I’ve had cases rupture in a 10/22 with Armscor brand shells. Probably 1 out of every 10, but I stopped after the second one ruptured.

The shells were ruptured just forward of the rim.
I've heard nothing but nad things about Armscor ammunition. Its the Kel-Tec of ammunition. Stay away.
 
No, I did not know that. Manual says (bolded by me as this is the ammo I am using):
The RUGER® 10/22® CARBINE and 10/22® Rifles are chambered for, and designed to properly function with, only the 22 caliber Long Rifle rimfire cartridge, standard, high velocity, or hyper-velocity, manufactured to U.S. industry standards.
Ditto on this. I just got a 10/22 last Christmas and they explicitly state the gun runs fine with high velocity ammo.
 
I’ve had cases rupture in a 10/22 with Armscor brand shells. Probably 1 out of every 10, but I stopped after the second one ruptured.

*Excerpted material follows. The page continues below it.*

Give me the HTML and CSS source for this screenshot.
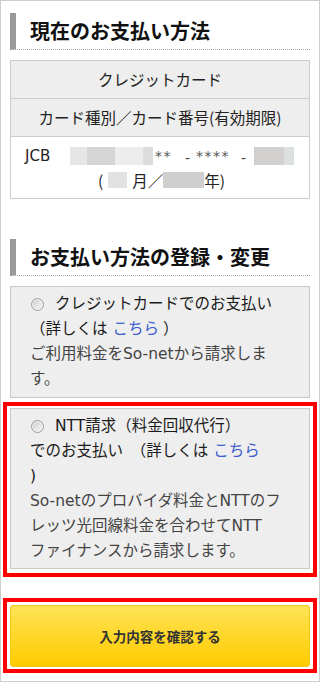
FILE: index.html
```html
<!DOCTYPE html>
<html lang="ja">
<head>
<meta charset="utf-8">
<title>お支払い方法</title>
<link rel="stylesheet" href="styles.css">
</head>
<body>
<div class="frame">
  <h2 class="heading">現在のお支払い方法</h2>
  <div class="current">
    <div class="row head">クレジットカード</div>
    <div class="row head">カード種別／カード番号(有効期限)</div>
    <div class="row detail">
      <div class="card-line"><span class="brand">JCB</span><span class="mask"><span class="m1"></span><span class="m2"></span><span class="m3"></span><span class="m4"></span></span><span class="stars s2">**</span><span class="dash">-</span><span class="stars s4">****</span><span class="dash dash-last">-</span><span class="mask"><span class="m5"></span><span class="m6"></span></span></div>
      <div class="exp-line">(<span class="blk blk-m"></span>月／<span class="blk blk-y"></span>年)</div>
    </div>
  </div>

  <h2 class="heading heading-2">お支払い方法の登録・変更</h2>

  <div class="option">
    <div class="label"><span class="radio"></span>クレジットカードでのお支払い</div>
    <div class="label">（詳しくは <a href="#" class="link">こちら</a> ）</div>
    <div class="desc">ご利用料金をSo-netから請求しま<br>す。</div>
  </div>

  <div class="highlight">
    <div class="option option-ntt">
      <div class="label"><span class="radio"></span>NTT請求（料金回収代行）</div>
      <div class="label">でのお支払い　（詳しくは <a href="#" class="link">こちら</a></div>
      <div class="label">)</div>
      <div class="desc">So-netのプロバイダ料金とNTTのフ<br>レッツ光回線料金を合わせてNTT<br>ファイナンスから請求します。</div>
    </div>
  </div>

  <div class="highlight highlight-btn">
    <button class="confirm" type="button">入力内容を確認する</button>
  </div>
</div>
</body>
</html>
```

FILE: styles.css
```css
html, body {
  margin: 0;
  padding: 0;
  background: #fff;
}

.frame {
  width: 320px;
  height: 682px;
  box-sizing: border-box;
  border: 1px solid #cdcdcd;
  background: #fff;
  font-family: "DejaVu Sans", "Noto Sans CJK JP", sans-serif;
  color: #222;
  overflow: hidden;
}

.heading {
  margin: 12px 9px 0 9px;
  height: 36px;
  line-height: 36px;
  padding-left: 14px;
  border-left: 6px solid #9a9a9a;
  border-bottom: 1px dotted #a8a8a8;
  font-family: "Noto Sans CJK JP", sans-serif;
  font-size: 20px;
  font-weight: 700;
  color: #111;
  white-space: nowrap;
}

.heading-2 {
  margin-top: 40px;
}

.current {
  margin: 10px 9px 0 9px;
  border: 1px solid #cccccc;
  font-size: 15.5px;
}

.row {
  text-align: center;
  border-bottom: 1px solid #cccccc;
}

.row:last-child {
  border-bottom: none;
}

.head {
  background: #eeeeee;
  height: 37px;
  line-height: 37px;
  color: #222;
  font-family: "Noto Sans CJK JP", sans-serif;
}

.detail {
  background: #fff;
  padding: 7px 0 6px 0;
  line-height: 24px;
  height: 48px;
}

.card-line {
  display: flex;
  align-items: center;
  height: 24px;
  padding-left: 14px;
  text-align: left;
}

.brand {
  width: 45px;
  flex: none;
  font-size: 15px;
}

.mask {
  display: flex;
  height: 18px;
  flex: none;
}

.mask span {
  display: block;
  height: 18px;
}

.m1 { width: 17px; background: #e6e6e6; }
.m2 { width: 28px; background: #d5d5d5; }
.m3 { width: 28px; background: #ececec; }
.m4 { width: 10px; background: #dcdcdc; }
.m5 { width: 30px; background: #d2cfcf; }
.m6 { width: 10px; background: #dde0e0; }

.stars {
  font-size: 14px;
  color: #555;
  letter-spacing: 1.5px;
  flex: none;
}

.s2 {
  margin-left: 2px;
  margin-right: 13px;
}

.s4 {
  margin-right: 11px;
}

.dash {
  font-size: 14px;
  color: #444;
  margin-right: 6px;
  position: relative;
  top: 2px;
}

.dash-last {
  margin-right: 8px;
}

.exp-line {
  height: 24px;
  display: flex;
  align-items: center;
  justify-content: center;
  font-family: "Noto Sans CJK JP", sans-serif;
  padding-left: 3px;
}

.blk {
  display: inline-block;
  height: 16px;
}

.blk-m {
  width: 19px;
  margin: 0 5px 0 5px;
  background: #e2e2e2;
}

.blk-y {
  width: 41px;
  background: #cfcfcf;
}

.option {
  margin: 10px 9px 0 9px;
  border: 1px solid #c8c8c8;
  background: #eeeeee;
  padding: 5px 6px 5px 19px;
  font-size: 15.5px;
  line-height: 25px;
}

.label {
  color: #1a1a1a;
  white-space: nowrap;
  display: flex;
  align-items: center;
}

.desc {
  color: #444;
  white-space: nowrap;
}

.radio {
  display: inline-block;
  width: 11px;
  height: 11px;
  border: 1px solid #9c9c9c;
  border-radius: 50%;
  background: linear-gradient(135deg, #c8c8c8 0%, #e4e4e4 50%, #f6f6f6 100%);
  box-shadow: inset 0 0 0 1px #f2f2f2;
  margin-left: 1px;
  margin-right: 11px;
  flex: none;
}

.link {
  color: #3a5ccc;
  text-decoration: none;
  margin: 0 4px 0 5px;
}

.highlight {
  margin: 4px 2px 0 2px;
  border: 4px solid #ff0000;
  padding: 2px 3px 4px 3px;
}

.highlight .option {
  margin: 0;
}

.option-ntt {
  padding-top: 5px;
  padding-bottom: 4px;
}

.highlight-btn {
  margin-top: 21px;
  padding: 3px 3px 2px 3px;
}

.confirm {
  display: block;
  width: 100%;
  height: 62px;
  margin: 0;
  border: 1px solid #f0c81a;
  border-radius: 3px;
  background: linear-gradient(to bottom, #ffe358 0%, #ffd72a 50%, #ffcb00 100%);
  font-family: "Noto Sans CJK JP", sans-serif;
  font-size: 13.5px;
  font-weight: 700;
  color: #333;
  cursor: pointer;
}
```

The shells were ruptured just forward of the rim.
when did you have the ruptures... l just bought some and it shot very well out of our bolt guns, don't want to use it if it isn't any good.
 
I bought my first 10/22 in "The 200th Year of American Liberty". For you youngun's all Ruger guns made in 1976 had this stamped on the barrel. I have had as many as three in safe at once, now down to just one again. I pull a bore snake through them occasionally, and pull the action every couple of years and spray it with Brake-Kleen until it runs clear. (Do not do this with the plastic trigger group, Brake-Kleen will melt it.) I've never had a 10/22 that didn't feed whatever I put in the mag. I have run literally 10s of thousands of rounds through them. I have seen a few FTEs over the years, but never an out of battery fire.

Cans do increase pressure in blow-back guns. I've heard of extractors being blown off many times. There was a thread a while back on the Walther Forums about threaded PPK/s blowing extractors with cans on.

I have one question. No, two:
- You say the second round didn't "close right", but you didn't stop and check that out?
- Why run supersonic ammo through a can? Anything over 1125 FPS at sea level will give you a sonic boom crack. You really won't know what your can is capable of in terms of "shush".